Records for this task:
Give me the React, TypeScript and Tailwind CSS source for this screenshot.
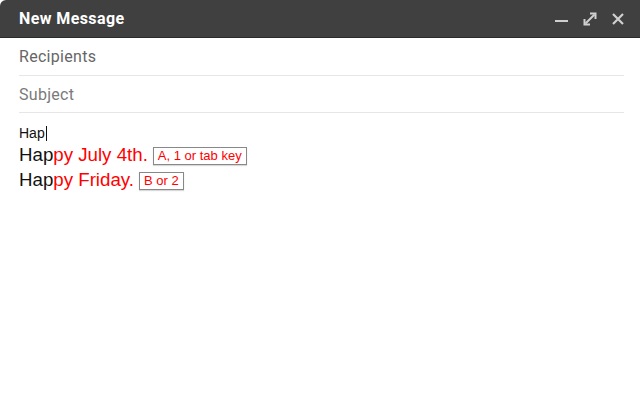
import type { ReactNode } from 'react';

function Badge({ children }: { children: ReactNode }) {
  return (
    <span className="ml-[5px] inline-flex h-[18px] items-center border border-[#888] px-[4px] text-[13px] leading-none text-[#f00] shadow-[0_1px_1px_rgba(0,0,0,0.15)]">
      {children}
    </span>
  );
}

function Suggestion({ rest, hint }: { rest: string; hint: string }) {
  return (
    <div className="flex h-[25px] items-center">
      <span className="text-[18.7px] leading-none text-[#111]">Hap</span>
      <span className="text-[18.7px] leading-none text-[#f00]">{rest}</span>
      <Badge>{hint}</Badge>
    </div>
  );
}

export default function App() {
  return (
    <div className="h-[400px] w-[640px] overflow-hidden bg-white font-['Roboto','Liberation_Sans',sans-serif]">
      {/* Title bar */}
      <div className="flex h-[38px] items-center justify-between rounded-tl-[6px] border-b border-[#2a2a2a] bg-[#404040] pl-[19px] pr-[16px]">
        <span className="text-[16px] font-bold tracking-[0.4px] text-white">New Message</span>
        <div className="flex items-center gap-[15px]">
          <svg width="13" height="13" viewBox="0 0 13 13">
            <rect x="0" y="8" width="13" height="2" fill="#cfcfcf" />
          </svg>
          <svg width="14" height="14" viewBox="0 0 14 14" fill="none" stroke="#cfcfcf" strokeWidth="2">
            <path d="M2.5 11.5 L11.5 2.5" />
            <path d="M1.5 7 V12.5 H7" />
            <path d="M7 1.5 H12.5 V7" />
          </svg>
          <svg width="12" height="12" viewBox="0 0 12 12" stroke="#cfcfcf" strokeWidth="2.2">
            <path d="M1 1 L11 11 M11 1 L1 11" />
          </svg>
        </div>
      </div>

      {/* Fields */}
      <div className="ml-[19px] mr-[16px]">
        <div className="flex h-[38px] items-center border-b border-[#e6e6e6] pt-[1px] text-[16px] tracking-[0.3px] text-[#666]">
          Recipients
        </div>
        <div className="flex h-[37px] items-center border-b border-[#e6e6e6] pt-[1px] text-[16px] tracking-[0.3px] text-[#7a7a7a]">
          Subject
        </div>

        {/* Body */}
        <div className="pt-[10px] font-['Liberation_Sans',Arial,sans-serif]">
          <div className="flex h-[20px] items-center text-[14px] leading-none text-[#111]">
            Hap<span className="ml-[1px] inline-block h-[15px] w-px bg-[#111]" />
          </div>
          <Suggestion rest="py July 4th." hint="A, 1 or tab key" />
          <Suggestion rest="py Friday." hint="B or 2" />
        </div>
      </div>
    </div>
  );
}
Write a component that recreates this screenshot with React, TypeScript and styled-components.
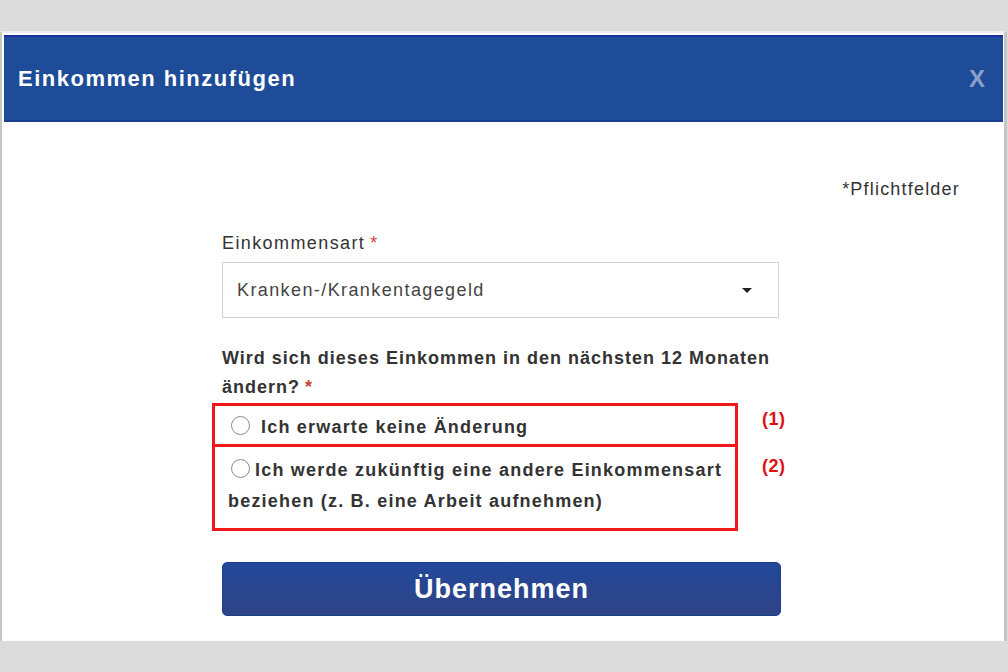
import React from 'react';
import styled, { createGlobalStyle } from 'styled-components';

const GlobalStyle = createGlobalStyle`
  html, body {
    margin: 0;
    padding: 0;
    background: #dcdcdc;
    font-family: "Liberation Sans", Arial, sans-serif;
  }
  * { box-sizing: border-box; }
`;

const Page = styled.div`
  height: 672px;
  padding-top: 31px;
  overflow: hidden;
`;

const Dialog = styled.div`
  width: 1007px;
  height: 610px;
  background: #fff;
  border-top: 2px solid #ececec;
  border-left: 2px solid #c6c6c6;
  border-right: 3px solid #c6c6c6;
  padding: 2px 1px 0 2px;
  display: flex;
  flex-direction: column;
`;

const Header = styled.div`
  height: 87px;
  flex-shrink: 0;
  background: #1e4c99;
  border-top: 2px solid #1a2fa0;
  border-bottom: 2px solid #1b3f8f;
  display: flex;
  align-items: center;
  justify-content: space-between;
  padding: 0 17px 0 14px;
`;

const Title = styled.h1`
  margin: 0;
  color: #fff;
  font-size: 22px;
  font-weight: 700;
  letter-spacing: 1.5px;
`;

const Close = styled.span`
  color: #8c9fcb;
  font-size: 24px;
  font-weight: 700;
  letter-spacing: 1px;
`;

const Body = styled.div`
  flex: 1;
  padding: 56px 0 24px 0;
`;

const Required = styled.div`
  text-align: right;
  padding-right: 43px;
  color: #333;
  font-size: 18px;
  line-height: 22px;
  letter-spacing: 1.2px;
`;

const Form = styled.div`
  width: 559px;
  margin: 32px 0 0 218px;
`;

const Label = styled.div<{ $bold?: boolean }>`
  color: #333;
  font-size: 18px;
  line-height: ${(p) => (p.$bold ? '29px' : '22px')};
  font-weight: ${(p) => (p.$bold ? 700 : 400)};
  letter-spacing: ${(p) => (p.$bold ? '1px' : '1.4px')};
`;

const NoWrap = styled.span`
  white-space: nowrap;
`;

const Star = styled.span`
  color: #c8473d;
  margin-left: 5px;
`;

const Select = styled.div`
  margin-top: 8px;
  height: 56px;
  width: 557px;
  border: 1px solid #d2d2d2;
  display: flex;
  align-items: center;
  justify-content: space-between;
  padding: 0 26px 0 14px;
  color: #444;
  font-size: 18px;
  letter-spacing: 1.4px;
`;

const Caret = styled.span`
  width: 0;
  height: 0;
  border-left: 5px solid transparent;
  border-right: 5px solid transparent;
  border-top: 5px solid #222;
`;

const Question = styled.div`
  margin-top: 26px;
`;

const Options = styled.div`
  margin-left: -10px;
  margin-top: 1px;
`;

const OptionRow = styled.div`
  display: flex;
  align-items: flex-start;
`;

const OptionBox = styled.div<{ $first?: boolean; $height: number; $indent: number }>`
  flex-shrink: 0;
  width: 526px;
  height: ${(p) => p.$height}px;
  border: 3px solid #f01818;
  border-top-width: ${(p) => (p.$first ? 3 : 0)}px;
  padding: ${(p) => (p.$first ? '5px' : '8px')} 8px 0 ${(p) => p.$indent}px;
  color: #333;
  font-size: 18px;
  font-weight: 700;
  line-height: ${(p) => (p.$first ? 32 : 31)}px;
  letter-spacing: 1.2px;
`;

const Radio = styled.span<{ $gap: number; $lead?: number }>`
  display: inline-block;
  width: 19px;
  height: 19px;
  border: 1.5px solid #8d8d8d;
  border-radius: 50%;
  background: #fff;
  vertical-align: -2px;
  margin-left: ${(p) => p.$lead ?? 0}px;
  margin-right: ${(p) => p.$gap}px;
`;

const Marker = styled.span<{ $top: number }>`
  flex-shrink: 0;
  color: #e01010;
  font-size: 18px;
  line-height: 20px;
  font-weight: 700;
  letter-spacing: 0.5px;
  margin-left: 24px;
  margin-top: ${(p) => p.$top}px;
`;

const Button = styled.button`
  display: block;
  margin-top: 31px;
  width: 559px;
  height: 54px;
  border: 1px solid #1c3f8c;
  border-radius: 5px;
  background: linear-gradient(#22489a, #2f4386);
  color: #fff;
  font-family: inherit;
  font-size: 27px;
  font-weight: 700;
  letter-spacing: 1px;
  cursor: pointer;
`;

export default function App() {
  return (
    <Page>
      <GlobalStyle />
      <Dialog>
        <Header>
          <Title>Einkommen hinzufügen</Title>
          <Close>X</Close>
        </Header>
        <Body>
          <Required>*Pflichtfelder</Required>
          <Form>
            <Label>
              Einkommensart<Star>*</Star>
            </Label>
            <Select>
              <span>Kranken-/Krankentagegeld</span>
              <Caret />
            </Select>
            <Question>
              <Label $bold>
                Wird sich dieses Einkommen in den nächsten 12 Monaten{' '}
                <NoWrap>
                  ändern?<Star>*</Star>
                </NoWrap>
              </Label>
            </Question>
            <Options>
              <OptionRow>
                <OptionBox $first $height={44} $indent={16}>
                  <Radio $gap={11} />
                  Ich erwarte keine Änderung
                </OptionBox>
                <Marker $top={6}>(1)</Marker>
              </OptionRow>
              <OptionRow>
                <OptionBox $height={84} $indent={13}>
                  <Radio $gap={5} $lead={3} />
                  Ich werde zukünftig eine andere Einkommensart beziehen (z. B. eine Arbeit aufnehmen)
                </OptionBox>
                <Marker $top={9}>(2)</Marker>
              </OptionRow>
            </Options>
            <Button>Übernehmen</Button>
          </Form>
        </Body>
      </Dialog>
    </Page>
  );
}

Exercise prompt: Within the records above, how many lines include the word "components"? State the number by itself.

Answer for this exercise: 2